Thursday, August 30, 2018

Being Back is Unbeerable

I have a hard time deciding where to start when I look back at my time abroad. It was truly the best experience of my life, and I wish I could join Dr. Wasser and Dr. Faijt again next summer or for an entire semester. I spent six and a half weeks in Europe, but time flew by too quickly. It was such a unique experience that I appreciate being able to have been a part of. I watched myself grow into a more confident adult. I boldly and excitedly ran throughout Europe (eight countries to be exact) without calling my mom for help and with less and less fear as my time over there continued. Being instructed by Dr. Wasser and Dr. Faijt made the experience even better. They were incredible instructors filled with the most random tidbits of knowledge, and their great character and humor allowed us to grow close to them. It's amazing what happens when you throw 29 strangers in Germany for six weeks. Deep friendships were formed, and certain bonds were made that can't be had with anyone else due to your shared experiences exploring and getting to know each other in Europe. If you are considering joining this study abroad, don't hesitate. Do it. Do it if it scares you. Do it if you'll have to pull the coin jar out. It is worth it. There is so much that I miss.

I miss my days in Bonn. Bonn became a city that felt like home. Towards the end of our time in Europe, it became kind of funny when we would return to Bonn from a weekend trip in another country and feel that feeling of relaxation and relief of being "home." I miss going to the AIB for class and learning the history of Europe while being IN Europe. I learned more than I imagined I would. I miss going to the marketplace during lunch breaks or after class and walking down the pedestrian streets lined with beautiful, colorful buildings. The three-story bookstore became I stop I frequented. I miss drinking a Sion Kolsch outside in no particular hurry, and I especially miss having dinner with my host family. We have kept in touch a bit, and it is my dream to go back to visit them someday. Their sunroom that overlooked the garden became my quiet place where I would read my books and listen to Stephan play the piano. They really became my home away from home.

I miss exploring new cities every week. Just when you think you've seen it all, a new city would prove you wrong. Sometimes I look back and wonder, did I really do that? It almost feels like a distant memory at times or a vivid dream, but when I look back at my pictures, I'm there again and I can't help but smile. It went by too fast. I miss meeting people wherever I went. People say that Europeans are rude. WRONG. I met the kindest people every place I went; it made me think that Americans can be so so brutal to each other. There were the people who help me carry my enormous suitcase up the stairs at the metro in Paris and say, "de nada" when I told them, "merci." There was also the older lady in Paris at La Duree who turned to put her hands on my friend and I and burst out laughing when it began pouring on us out of no where. There was the antique shop owner in Koblenz, Germany who was a ray of sunshine and told us that talking with us made her day. There was the cab driver in Dublin on our ride to Howth. I could go on and on and on.
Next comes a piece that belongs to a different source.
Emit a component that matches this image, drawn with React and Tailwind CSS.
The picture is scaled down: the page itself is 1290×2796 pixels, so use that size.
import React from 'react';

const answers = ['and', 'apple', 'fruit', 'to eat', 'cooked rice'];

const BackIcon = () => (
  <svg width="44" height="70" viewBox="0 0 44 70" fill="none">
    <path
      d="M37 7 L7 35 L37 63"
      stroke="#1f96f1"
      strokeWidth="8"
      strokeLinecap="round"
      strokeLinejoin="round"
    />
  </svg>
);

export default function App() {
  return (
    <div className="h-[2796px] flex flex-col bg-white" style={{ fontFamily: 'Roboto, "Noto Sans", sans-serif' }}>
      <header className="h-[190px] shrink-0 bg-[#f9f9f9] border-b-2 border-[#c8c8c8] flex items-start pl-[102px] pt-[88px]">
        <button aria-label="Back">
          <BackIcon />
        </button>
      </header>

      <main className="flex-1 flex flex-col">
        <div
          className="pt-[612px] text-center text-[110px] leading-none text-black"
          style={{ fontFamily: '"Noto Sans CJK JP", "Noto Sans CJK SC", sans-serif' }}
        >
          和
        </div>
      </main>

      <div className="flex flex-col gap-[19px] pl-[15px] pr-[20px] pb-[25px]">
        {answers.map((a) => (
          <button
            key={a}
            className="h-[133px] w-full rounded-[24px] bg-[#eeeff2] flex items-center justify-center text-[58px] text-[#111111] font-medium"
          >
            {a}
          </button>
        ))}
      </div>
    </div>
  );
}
As much fun as the study abroad was, it was also humbling. I met people I never expected to meet, such as former Nazi soldiers and Syrian refugees. Talk to them, because their stories are incredible. It really makes you understand that the world is so much bigger than the United States. I will forever be grateful for the knots in my stomach and tears I cried for the unspeakable hardships that millions of people faced. I truly believe seeing the evil that took place helped make me a more loving and understanding person. Europe is a fun and exciting place to be, but I still think it's incredibly important to immerse yourself into things that make you uncomfortable and understand that they happened.

I'm sitting here trying to put into words how I feel. My heart longs to be back. I am a girl who never wanted to move out of Texas, even if it was temporary. Now I can picture myself living in Europe. I actually added a few European schools to my vet school applications. I branched out so much and grew tremendously because of it. The study abroad was truly a once in a lifetime experience. Don't tell yourself that you'll go later. Go now.

I do have one piece of advice though... it is the one bad thing that came out of this. Wear proper walking shoes, because I wore my Birks every single darn day and now have two corns on my foot that I need to have removed. I know, gross. Now you know, though.